TCS Daily

Small Is Brutal

By Herbert Inhaber - February 4, 2002 12:00 AM

The National Highway Traffic Safety Administration recently said that it would not act to generate stricter fuel standards for automobiles and light trucks. This stirred dismay in some environmental circles, but joy for those who want to make up their own mind how to get from Pont A to Point B.

The argument goes back some years, when Congress forbade the NHTSA from even studying the issue of stricter fuel standards. Of course, private agencies and foundations could do so to their hearts content, and they did -- so little harm was done by the ban.

The restriction was lifted about a year ago, and the NHTSA could, if it wished, study the issue. It declined. Rightly so. If and when such an action is taken, it's up to Congress, not an agency. As an agency, its bailiwick is traffic safety, not how many times you stop at a gas station.

Whether or not to require cars and light trucks to have better mileage has been on the nation's plate since the oil crisis of 1973. Those who got Congress to pass the CAFE (Corporate Average Fuel Economy) standards argued that CAFE would liberate the U.S. from the oil barons of the Middle East, who had just embargoed us. CAFE would be our way of getting back to them.

What happened? The idea was to decrease dependence on foreign oil, but just the opposite happened. We are now more dependent on foreign oil than in 1972, before the embargo. The total amount of gasoline used by the nation has not deceased by a large fraction as was envisioned by the lawmakers, but has actually risen slightly.

Stanley Jevons, the father of quantitative economics, could have predicted all this. Since he lived in the 19th century, he never saw an automobile, but he noticed that as the relative cost of energy decreased, industry used more of it. The example he gave was the Watt steam engine. Although Watt is credited with its invention, there were predecessors that were much less efficient. When Watt's invention hit the market, the Age of Steam started. Greater efficiency had produced greater use of energy.

As auto engines improved in efficiency, it became ever cheaper to drive. For those who mourned the old behemoths, they could switch to sport utility vehicles, which got almost as good mileage as the Belch-Fire 8s.

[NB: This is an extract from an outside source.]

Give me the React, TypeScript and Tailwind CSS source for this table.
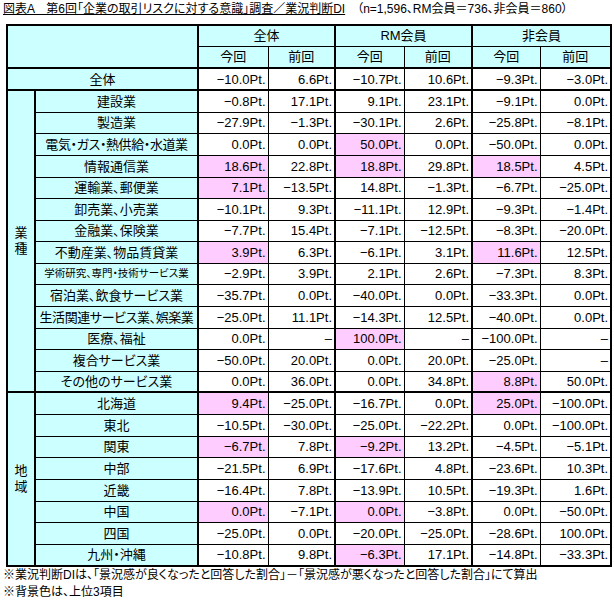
import React from "react";

type Row = { label: string; v: string[]; hl?: number[]; small?: boolean; tight?: boolean };

const industries: Row[] = [
  { label: "建設業", v: ["-0.8", "17.1", "9.1", "23.1", "-9.1", "0.0"] },
  { label: "製造業", v: ["-27.9", "-1.3", "-30.1", "2.6", "-25.8", "-8.1"] },
  { label: "電気・ガス・熱供給・水道業", v: ["0.0", "0.0", "50.0", "0.0", "-50.0", "0.0"], hl: [2], tight: true },
  { label: "情報通信業", v: ["18.6", "22.8", "18.8", "29.8", "18.5", "4.5"], hl: [0, 2, 4] },
  { label: "運輸業、郵便業", v: ["7.1", "-13.5", "14.8", "-1.3", "-6.7", "-25.0"], hl: [0] },
  { label: "卸売業、小売業", v: ["-10.1", "9.3", "-11.1", "12.9", "-9.3", "-1.4"] },
  { label: "金融業、保険業", v: ["-7.7", "15.4", "-7.1", "-12.5", "-8.3", "-20.0"] },
  { label: "不動産業、物品賃貸業", v: ["3.9", "6.3", "-6.1", "3.1", "11.6", "12.5"], hl: [0, 4] },
  { label: "学術研究、専門・技術サービス業", v: ["-2.9", "3.9", "2.1", "2.6", "-7.3", "8.3"], small: true },
  { label: "宿泊業、飲食サービス業", v: ["-35.7", "0.0", "-40.0", "0.0", "-33.3", "0.0"] },
  { label: "生活関連サービス業、娯楽業", v: ["-25.0", "11.1", "-14.3", "12.5", "-40.0", "0.0"], tight: true },
  { label: "医療、福祉", v: ["0.0", "", "100.0", "", "-100.0", ""], hl: [2] },
  { label: "複合サービス業", v: ["-50.0", "20.0", "0.0", "20.0", "-25.0", ""] },
  { label: "その他のサービス業", v: ["0.0", "36.0", "0.0", "34.8", "8.8", "50.0"], hl: [4] },
];

const regions: Row[] = [
  { label: "北海道", v: ["9.4", "-25.0", "-16.7", "0.0", "25.0", "-100.0"], hl: [0, 4] },
  { label: "東北", v: ["-10.5", "-30.0", "-25.0", "-22.2", "0.0", "-100.0"] },
  { label: "関東", v: ["-6.7", "7.8", "-9.2", "13.2", "-4.5", "-5.1"], hl: [0, 2] },
  { label: "中部", v: ["-21.5", "6.9", "-17.6", "4.8", "-23.6", "10.3"] },
  { label: "近畿", v: ["-16.4", "7.8", "-13.9", "10.5", "-19.3", "1.6"] },
  { label: "中国", v: ["0.0", "-7.1", "0.0", "-3.8", "0.0", "-50.0"], hl: [0, 2] },
  { label: "四国", v: ["-25.0", "0.0", "-20.0", "-25.0", "-28.6", "100.0"] },
  { label: "九州・沖縄", v: ["-10.8", "9.8", "-6.3", "17.1", "-14.8", "-33.3"], hl: [2] },
];

const totalRow = ["-10.0", "6.6", "-10.7", "10.6", "-9.3", "-3.0"];

// row heights, px: industry 302 total, region 174 total
const indH = ["h-[22px]", "h-[21px]", "h-[22px]", "h-[22px]", "h-[21px]", "h-[22px]", "h-[21px]", "h-[22px]", "h-[21px]", "h-[22px]", "h-[22px]", "h-[21px]", "h-[22px]", "h-[21px]"];
const regH = ["h-[22px]", "h-[22px]", "h-[21px]", "h-[22px]", "h-[22px]", "h-[21px]", "h-[22px]", "h-[22px]"];

const fmt = (s: string) => (s === "" ? "–" : s.replace("-", "−") + "Pt.");

function Values({ v, hl = [] }: { v: string[]; hl?: number[] }) {
  return (
    <>
      {v.map((s, i) => (
        <td
          key={i}
          className={
            "border border-black text-right pr-[2px] " +
            (i % 2 === 0 ? "border-l-2 " : "") +
            (hl.includes(i) ? "bg-[#ffccff]" : "bg-white")
          }
        >
          {fmt(s)}
        </td>
      ))}
    </>
  );
}

export default function App() {
  return (
    <div className="w-[614px] h-[601px] bg-white text-black font-['Liberation_Sans','Noto_Sans_CJK_JP',sans-serif] [font-feature-settings:'palt'] overflow-hidden">
      <div className="h-[24px] pl-[3px] pt-[1px] text-[12px] leading-[17px] whitespace-nowrap">
        <span className="underline">図表A　第6回「企業の取引リスクに対する意識」調査／業況判断DI</span>
        <span>　（n=1,596、RM会員＝736、非会員＝860）</span>
      </div>

      <table className="ml-[6px] table-fixed border-collapse border-2 border-black text-[13px] leading-none w-[604px]">
        <colgroup>
          <col className="w-[28px]" />
          <col className="w-[163px]" />
          <col className="w-[70px]" />
          <col className="w-[67px]" />
          <col className="w-[69px]" />
          <col className="w-[68px]" />
          <col className="w-[68px]" />
          <col className="w-[71px]" />
        </colgroup>
        <thead>
          <tr className="h-[21px]">
            <th colSpan={2} rowSpan={2} className="bg-[#ccffff] border border-black border-b-2" />
            {["全体", "RM会員", "非会員"].map((h) => (
              <th key={h} colSpan={2} className="bg-[#ccffff] border border-black border-l-2 font-normal">
                {h}
              </th>
            ))}
          </tr>
          <tr className="h-[22px]">
            {[0, 1, 2].map((g) => (
              <React.Fragment key={g}>
                <th className="bg-[#ccffff] border border-black border-l-2 border-b-2 font-normal">今回</th>
                <th className="bg-[#ccffff] border border-black border-b-2 font-normal">前回</th>
              </React.Fragment>
            ))}
          </tr>
        </thead>
        <tbody>
          <tr className="h-[22px] border-b-2 border-black">
            <td colSpan={2} className="bg-[#ccffff] border border-black border-b-2 text-center">
              全体
            </td>
            <Values v={totalRow} />
          </tr>
          {industries.map((r, i) => (
            <tr key={r.label} className={indH[i] + (i === industries.length - 1 ? " border-b-2 border-black" : "")}>
              {i === 0 && (
                <td rowSpan={industries.length} className="bg-[#ccffff] border border-black border-r-2 border-b-2 text-center align-middle leading-[16px]">
                  業<br />種
                </td>
              )}
              <td
                className={
                  "bg-[#ccffff] border border-black text-center whitespace-nowrap overflow-hidden " +
                  (r.small ? "text-[10.5px] " : "") +
                  (r.tight ? "tracking-[-0.4px] " : "") +
                  (i === industries.length - 1 ? "border-b-2" : "")
                }
              >
                {r.label}
              </td>
              <Values v={r.v} hl={r.hl} />
            </tr>
          ))}
          {regions.map((r, i) => (
            <tr key={r.label} className={regH[i]}>
              {i === 0 && (
                <td rowSpan={regions.length} className="bg-[#ccffff] border border-black border-r-2 text-center align-middle leading-[16px]">
                  地<br />域
                </td>
              )}
              <td className="bg-[#ccffff] border border-black text-center whitespace-nowrap">{r.label}</td>
              <Values v={r.v} hl={r.hl} />
            </tr>
          ))}
        </tbody>
      </table>

      <div className="pl-[3px] text-[12px] leading-[17px] whitespace-nowrap">
        <div>※業況判断DIは、「景況感が良くなったと回答した割合」－「景況感が悪くなったと回答した割合」にて算出</div>
        <div>※背景色は、上位3項目</div>
      </div>
    </div>
  );
}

The three-car family, almost unheard of in 1973, became quite common. Where I live, Las Vegas, new developments often have four-car garages.

Those who advocate higher CAFE standards forget that small cars are available to buyers today, and have been for decades. For the last generation, cars that get twice the average on-road mileage for autos (13 mpg in 1973 and about 22 mpg today) have been in dealers' showrooms. They gather dust, figuratively speaking.

For those who want super-high mileage, they can buy the Toyota Prius. But this is much more expensive than the average small car. You would have to drive it until its wheels fell off before you recover the extra investment by saving gasoline. Most potential buyers can figure this out, at least approximately, and as a result sales are low.

A hidden rider to any law requiring higher mpgs is the death factor. The late British economist E. F. Schumacher coined the phrase "small is beautiful," but when it comes to autos, small can be brutal.

Small cars kill more than big cars. If you were in a collision of a Geo and a Lincoln, where would you rather be? Legislatures sometimes tinker with immutable laws. A state legislature in Indiana once set the mathematical constant pi as equaling 3.14, to make it easier for students. But nobody has yet been able to repeal the potentially deadly laws of physics.

Even if the law tomorrow required cars be no larger than the Ford Focus, the millions of SUVs and minivans on the road would crush them in collisions. Those deaths would have to be chalked up to a shortsighted Congress.

The issue of higher mileage standards is still a live one, as Senator John Kerry's recent speech demonstrates. If he could guarantee less dependence on foreign oil, as the lawmakers in the 1970s predicted, his thoughts might be worth some study. But he can't and won't. The nation was fooled once on this issue, and shame on the Congress of the 1970s. If we fall for it again, shame on us.